■ SOURCE MATERIAL
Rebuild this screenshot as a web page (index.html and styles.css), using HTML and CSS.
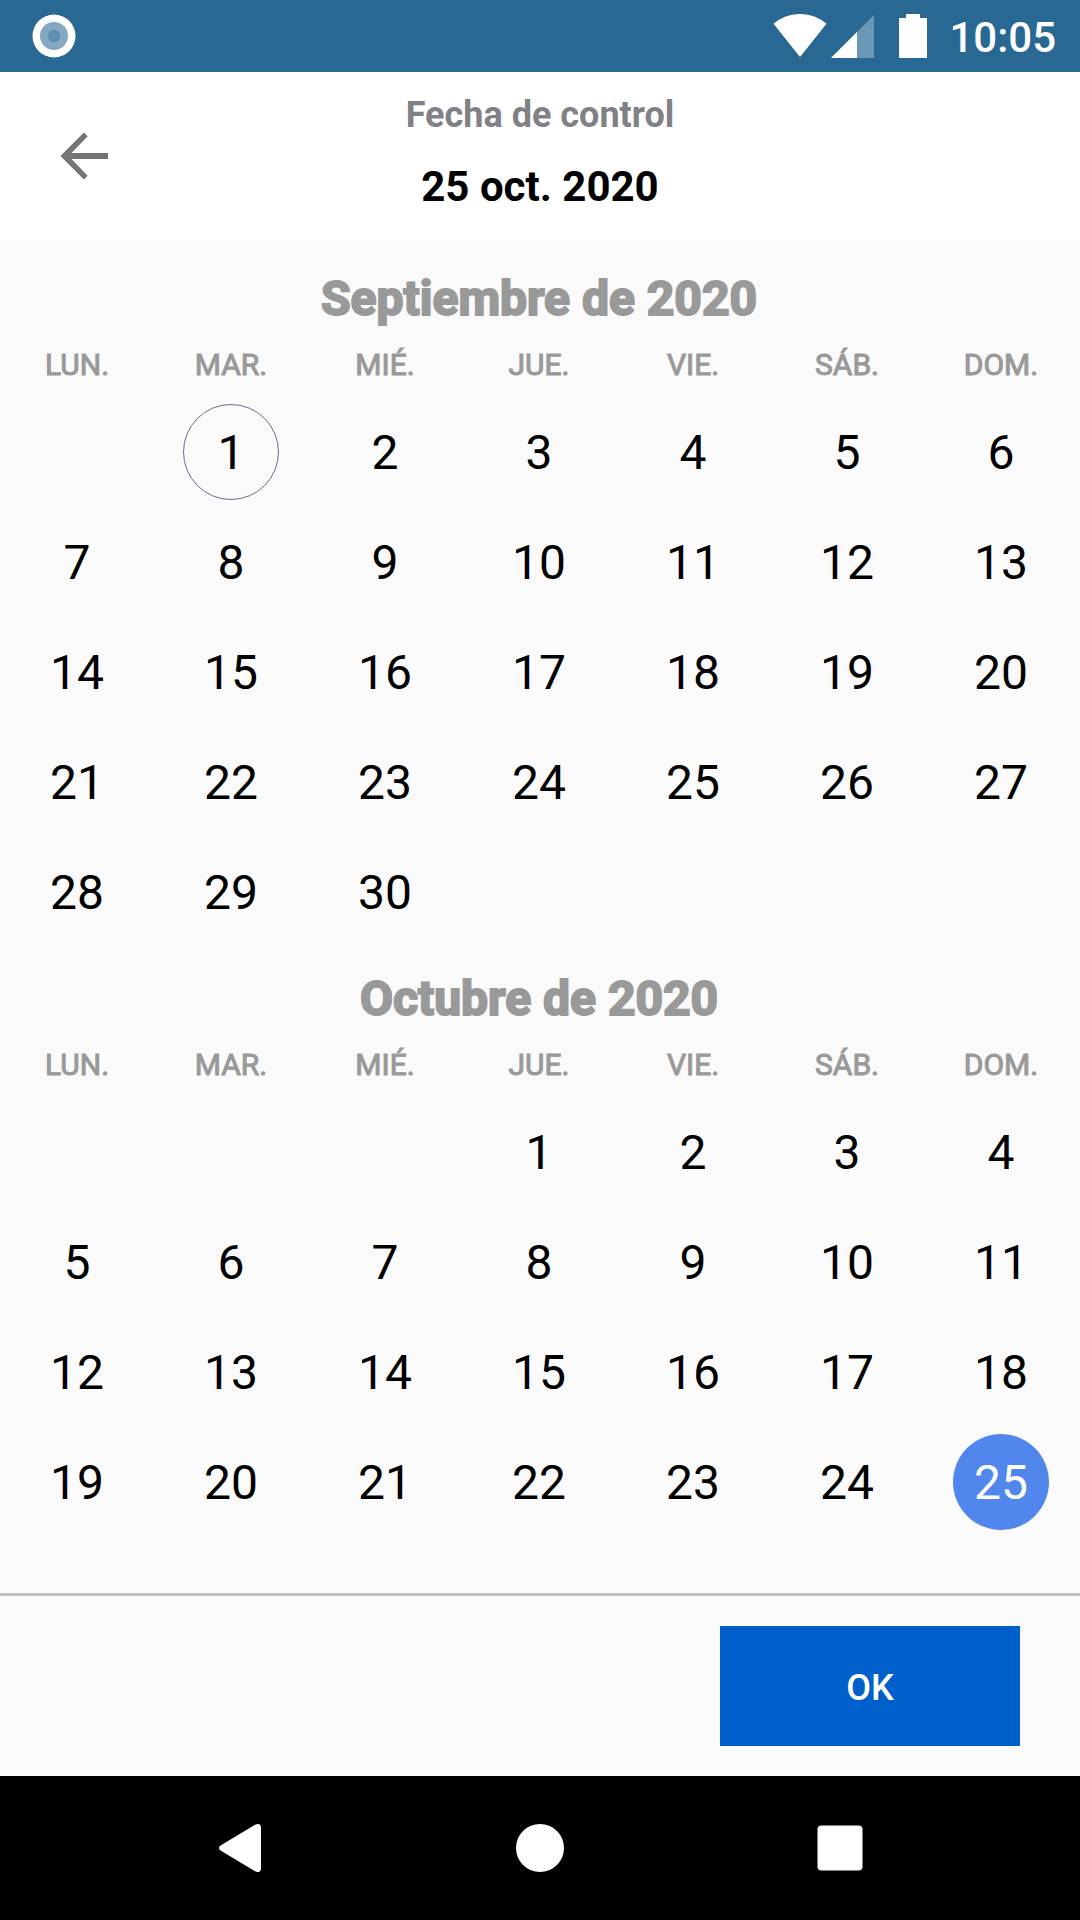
* * *
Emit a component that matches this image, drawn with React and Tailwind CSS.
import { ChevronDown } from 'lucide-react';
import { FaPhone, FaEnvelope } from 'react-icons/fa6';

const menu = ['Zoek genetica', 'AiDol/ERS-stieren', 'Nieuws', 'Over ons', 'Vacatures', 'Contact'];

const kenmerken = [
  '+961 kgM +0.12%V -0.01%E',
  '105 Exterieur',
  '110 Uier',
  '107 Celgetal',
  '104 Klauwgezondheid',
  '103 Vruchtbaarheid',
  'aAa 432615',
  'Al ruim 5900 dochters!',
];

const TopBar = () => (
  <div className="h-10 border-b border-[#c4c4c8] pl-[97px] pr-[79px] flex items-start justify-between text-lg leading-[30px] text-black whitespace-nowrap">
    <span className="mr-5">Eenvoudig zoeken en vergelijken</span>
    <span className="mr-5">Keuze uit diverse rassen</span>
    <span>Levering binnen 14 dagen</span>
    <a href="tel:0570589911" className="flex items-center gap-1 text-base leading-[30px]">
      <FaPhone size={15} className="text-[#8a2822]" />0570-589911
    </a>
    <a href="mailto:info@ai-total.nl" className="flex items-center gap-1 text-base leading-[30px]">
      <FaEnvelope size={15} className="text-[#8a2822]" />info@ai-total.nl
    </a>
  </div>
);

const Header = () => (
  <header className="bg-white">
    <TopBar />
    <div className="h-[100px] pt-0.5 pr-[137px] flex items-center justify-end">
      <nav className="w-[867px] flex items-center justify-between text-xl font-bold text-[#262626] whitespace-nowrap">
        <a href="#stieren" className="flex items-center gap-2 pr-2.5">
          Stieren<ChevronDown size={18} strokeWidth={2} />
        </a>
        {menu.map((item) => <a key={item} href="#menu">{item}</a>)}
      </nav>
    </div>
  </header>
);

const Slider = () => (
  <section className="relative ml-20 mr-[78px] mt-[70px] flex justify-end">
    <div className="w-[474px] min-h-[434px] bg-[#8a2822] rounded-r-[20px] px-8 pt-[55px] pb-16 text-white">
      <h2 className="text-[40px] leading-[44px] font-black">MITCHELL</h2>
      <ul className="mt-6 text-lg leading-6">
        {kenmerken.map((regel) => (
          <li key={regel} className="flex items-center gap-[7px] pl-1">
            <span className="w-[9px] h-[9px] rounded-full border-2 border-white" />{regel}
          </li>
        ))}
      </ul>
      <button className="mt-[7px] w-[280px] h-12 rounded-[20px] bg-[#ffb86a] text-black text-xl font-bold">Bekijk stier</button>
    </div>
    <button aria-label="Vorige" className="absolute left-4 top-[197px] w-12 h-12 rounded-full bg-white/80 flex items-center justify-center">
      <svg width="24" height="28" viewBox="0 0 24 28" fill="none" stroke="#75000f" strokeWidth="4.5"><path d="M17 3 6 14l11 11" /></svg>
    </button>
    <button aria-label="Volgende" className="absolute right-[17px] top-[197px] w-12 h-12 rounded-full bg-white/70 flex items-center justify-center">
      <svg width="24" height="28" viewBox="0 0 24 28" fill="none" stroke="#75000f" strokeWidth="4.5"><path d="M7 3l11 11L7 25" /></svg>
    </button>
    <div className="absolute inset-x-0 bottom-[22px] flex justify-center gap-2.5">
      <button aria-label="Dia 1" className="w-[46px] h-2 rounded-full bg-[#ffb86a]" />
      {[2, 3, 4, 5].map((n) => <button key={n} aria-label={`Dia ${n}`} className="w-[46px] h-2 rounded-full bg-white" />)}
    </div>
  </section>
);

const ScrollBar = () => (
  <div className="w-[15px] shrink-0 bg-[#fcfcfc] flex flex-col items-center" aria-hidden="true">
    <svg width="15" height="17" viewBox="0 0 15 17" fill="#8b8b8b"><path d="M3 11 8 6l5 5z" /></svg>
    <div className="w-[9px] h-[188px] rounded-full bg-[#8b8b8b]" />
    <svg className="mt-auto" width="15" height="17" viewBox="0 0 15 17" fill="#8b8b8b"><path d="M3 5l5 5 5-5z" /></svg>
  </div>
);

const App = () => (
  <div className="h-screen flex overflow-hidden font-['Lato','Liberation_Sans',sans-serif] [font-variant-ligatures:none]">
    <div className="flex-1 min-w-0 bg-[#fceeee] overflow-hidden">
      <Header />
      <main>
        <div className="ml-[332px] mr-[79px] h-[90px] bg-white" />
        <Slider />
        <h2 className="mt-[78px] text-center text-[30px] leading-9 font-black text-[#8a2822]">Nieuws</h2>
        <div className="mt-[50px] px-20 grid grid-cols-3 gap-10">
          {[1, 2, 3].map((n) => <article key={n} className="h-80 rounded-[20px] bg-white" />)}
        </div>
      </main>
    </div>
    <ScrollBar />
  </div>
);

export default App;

■ INSTRUCTIONS FOR THE TASK
How many lines in the entries contain the string "this"? Answer with the number only.

■ TASK ANSWER
2